>> start Extracted data

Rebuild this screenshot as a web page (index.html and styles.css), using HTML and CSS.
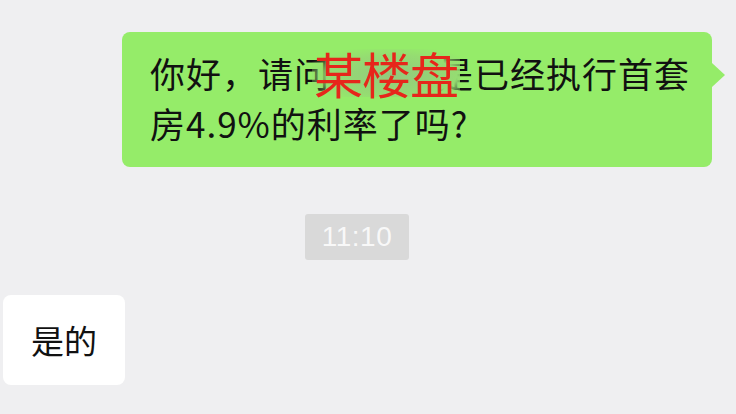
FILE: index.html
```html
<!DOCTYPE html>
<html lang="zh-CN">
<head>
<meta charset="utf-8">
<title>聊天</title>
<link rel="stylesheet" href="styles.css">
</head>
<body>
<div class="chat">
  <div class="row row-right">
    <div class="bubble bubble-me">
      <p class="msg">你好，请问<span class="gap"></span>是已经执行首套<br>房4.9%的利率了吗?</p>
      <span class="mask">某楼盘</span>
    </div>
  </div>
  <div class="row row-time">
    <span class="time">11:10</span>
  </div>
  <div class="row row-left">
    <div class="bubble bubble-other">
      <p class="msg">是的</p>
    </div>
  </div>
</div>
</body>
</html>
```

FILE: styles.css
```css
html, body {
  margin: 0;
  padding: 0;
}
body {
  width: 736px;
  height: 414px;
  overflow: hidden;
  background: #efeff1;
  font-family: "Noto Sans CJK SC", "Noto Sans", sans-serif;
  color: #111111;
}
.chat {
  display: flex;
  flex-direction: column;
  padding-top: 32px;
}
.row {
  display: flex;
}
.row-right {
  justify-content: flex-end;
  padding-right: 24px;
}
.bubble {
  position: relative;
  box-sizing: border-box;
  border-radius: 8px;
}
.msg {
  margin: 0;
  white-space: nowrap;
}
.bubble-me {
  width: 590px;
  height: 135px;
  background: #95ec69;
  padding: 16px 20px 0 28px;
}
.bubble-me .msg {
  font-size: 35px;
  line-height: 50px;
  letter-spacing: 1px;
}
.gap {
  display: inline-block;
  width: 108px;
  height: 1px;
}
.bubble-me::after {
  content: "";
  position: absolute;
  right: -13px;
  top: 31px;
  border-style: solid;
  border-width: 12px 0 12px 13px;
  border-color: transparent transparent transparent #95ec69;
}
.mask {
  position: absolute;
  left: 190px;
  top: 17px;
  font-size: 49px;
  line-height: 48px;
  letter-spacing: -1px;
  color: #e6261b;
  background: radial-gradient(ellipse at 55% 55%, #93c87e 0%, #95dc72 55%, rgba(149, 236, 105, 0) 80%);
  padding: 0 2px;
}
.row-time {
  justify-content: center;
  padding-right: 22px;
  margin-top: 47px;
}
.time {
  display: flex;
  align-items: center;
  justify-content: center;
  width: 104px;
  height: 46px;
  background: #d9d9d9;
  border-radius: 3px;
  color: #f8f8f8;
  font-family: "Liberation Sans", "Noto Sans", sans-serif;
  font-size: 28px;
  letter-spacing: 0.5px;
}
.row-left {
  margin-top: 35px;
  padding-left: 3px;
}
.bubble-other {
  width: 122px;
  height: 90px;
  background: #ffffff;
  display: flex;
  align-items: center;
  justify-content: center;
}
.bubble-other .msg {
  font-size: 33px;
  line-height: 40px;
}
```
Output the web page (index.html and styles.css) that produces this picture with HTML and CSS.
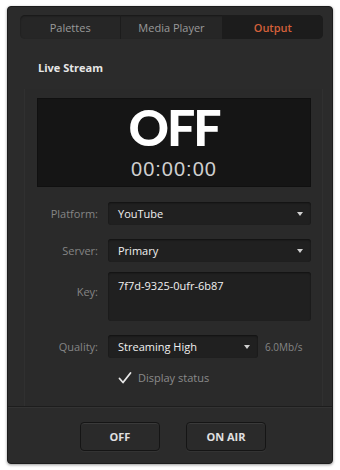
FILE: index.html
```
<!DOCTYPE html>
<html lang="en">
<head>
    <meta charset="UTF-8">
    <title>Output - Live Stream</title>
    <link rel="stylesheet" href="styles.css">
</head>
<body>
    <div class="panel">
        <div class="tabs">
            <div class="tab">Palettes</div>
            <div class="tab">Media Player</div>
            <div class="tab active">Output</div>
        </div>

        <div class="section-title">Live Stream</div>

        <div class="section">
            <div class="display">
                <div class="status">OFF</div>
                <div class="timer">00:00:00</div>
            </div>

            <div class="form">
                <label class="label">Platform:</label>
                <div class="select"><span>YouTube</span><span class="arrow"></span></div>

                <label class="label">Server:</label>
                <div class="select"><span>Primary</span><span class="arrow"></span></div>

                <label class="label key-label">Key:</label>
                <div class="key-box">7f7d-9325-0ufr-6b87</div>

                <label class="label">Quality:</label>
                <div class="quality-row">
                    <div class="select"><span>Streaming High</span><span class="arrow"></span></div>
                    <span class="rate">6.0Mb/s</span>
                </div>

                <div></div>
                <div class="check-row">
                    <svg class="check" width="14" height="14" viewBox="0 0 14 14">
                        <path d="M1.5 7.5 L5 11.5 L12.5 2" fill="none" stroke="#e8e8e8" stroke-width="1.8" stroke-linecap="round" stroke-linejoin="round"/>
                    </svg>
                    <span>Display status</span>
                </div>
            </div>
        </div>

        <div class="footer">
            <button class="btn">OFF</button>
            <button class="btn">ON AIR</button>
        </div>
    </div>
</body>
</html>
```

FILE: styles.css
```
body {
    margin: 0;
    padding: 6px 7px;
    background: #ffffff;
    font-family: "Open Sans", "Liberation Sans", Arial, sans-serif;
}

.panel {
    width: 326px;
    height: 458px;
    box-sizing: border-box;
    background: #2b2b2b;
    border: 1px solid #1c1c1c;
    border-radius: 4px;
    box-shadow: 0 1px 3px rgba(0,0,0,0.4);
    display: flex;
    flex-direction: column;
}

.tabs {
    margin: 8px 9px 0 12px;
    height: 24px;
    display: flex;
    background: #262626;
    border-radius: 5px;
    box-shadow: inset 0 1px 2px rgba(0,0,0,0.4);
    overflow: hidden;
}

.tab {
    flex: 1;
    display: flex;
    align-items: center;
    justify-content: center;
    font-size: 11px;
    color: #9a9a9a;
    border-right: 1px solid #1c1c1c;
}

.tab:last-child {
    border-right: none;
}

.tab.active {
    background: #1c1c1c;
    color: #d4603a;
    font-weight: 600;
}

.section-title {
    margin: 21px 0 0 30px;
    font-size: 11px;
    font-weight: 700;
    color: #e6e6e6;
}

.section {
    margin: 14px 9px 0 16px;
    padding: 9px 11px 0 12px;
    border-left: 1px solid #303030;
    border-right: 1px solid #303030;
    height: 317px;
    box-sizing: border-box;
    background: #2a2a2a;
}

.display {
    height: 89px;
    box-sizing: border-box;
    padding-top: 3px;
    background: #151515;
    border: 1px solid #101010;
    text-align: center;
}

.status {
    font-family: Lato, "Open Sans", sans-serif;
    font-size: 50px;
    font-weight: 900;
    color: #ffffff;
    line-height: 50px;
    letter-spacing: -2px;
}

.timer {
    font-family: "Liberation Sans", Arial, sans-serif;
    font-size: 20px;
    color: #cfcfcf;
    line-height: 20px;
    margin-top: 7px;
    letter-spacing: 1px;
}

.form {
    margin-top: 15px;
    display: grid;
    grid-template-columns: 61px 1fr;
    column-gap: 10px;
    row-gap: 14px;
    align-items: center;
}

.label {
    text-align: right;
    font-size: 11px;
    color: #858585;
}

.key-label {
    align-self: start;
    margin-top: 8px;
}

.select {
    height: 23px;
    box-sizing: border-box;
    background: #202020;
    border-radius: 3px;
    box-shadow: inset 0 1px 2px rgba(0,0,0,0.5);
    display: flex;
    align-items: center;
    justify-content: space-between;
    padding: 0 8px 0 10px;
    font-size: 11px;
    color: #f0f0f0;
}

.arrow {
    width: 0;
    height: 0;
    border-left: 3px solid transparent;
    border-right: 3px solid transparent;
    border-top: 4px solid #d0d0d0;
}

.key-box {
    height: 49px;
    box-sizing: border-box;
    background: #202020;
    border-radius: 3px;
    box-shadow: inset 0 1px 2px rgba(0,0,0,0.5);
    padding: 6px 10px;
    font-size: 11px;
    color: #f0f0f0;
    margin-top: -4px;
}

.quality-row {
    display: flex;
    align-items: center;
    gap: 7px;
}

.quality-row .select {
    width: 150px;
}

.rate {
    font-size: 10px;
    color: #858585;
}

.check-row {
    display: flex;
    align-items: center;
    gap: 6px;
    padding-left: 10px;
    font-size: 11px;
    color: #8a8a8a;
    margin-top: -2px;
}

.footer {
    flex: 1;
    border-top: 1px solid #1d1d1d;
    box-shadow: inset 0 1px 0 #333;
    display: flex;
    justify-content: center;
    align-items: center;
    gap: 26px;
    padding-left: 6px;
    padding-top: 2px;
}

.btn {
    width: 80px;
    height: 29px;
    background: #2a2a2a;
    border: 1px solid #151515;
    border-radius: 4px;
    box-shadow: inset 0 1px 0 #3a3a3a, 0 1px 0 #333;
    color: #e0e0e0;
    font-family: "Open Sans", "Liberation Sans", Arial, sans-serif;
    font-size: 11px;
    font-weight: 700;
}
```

>> end Extracted data

▶ _What the exercise asks_
Copy each line that holds the word "this".

▶ _Exercise solution_
Rebuild this screenshot as a web page (index.html and styles.css), using HTML and CSS.
Output the web page (index.html and styles.css) that produces this picture with HTML and CSS.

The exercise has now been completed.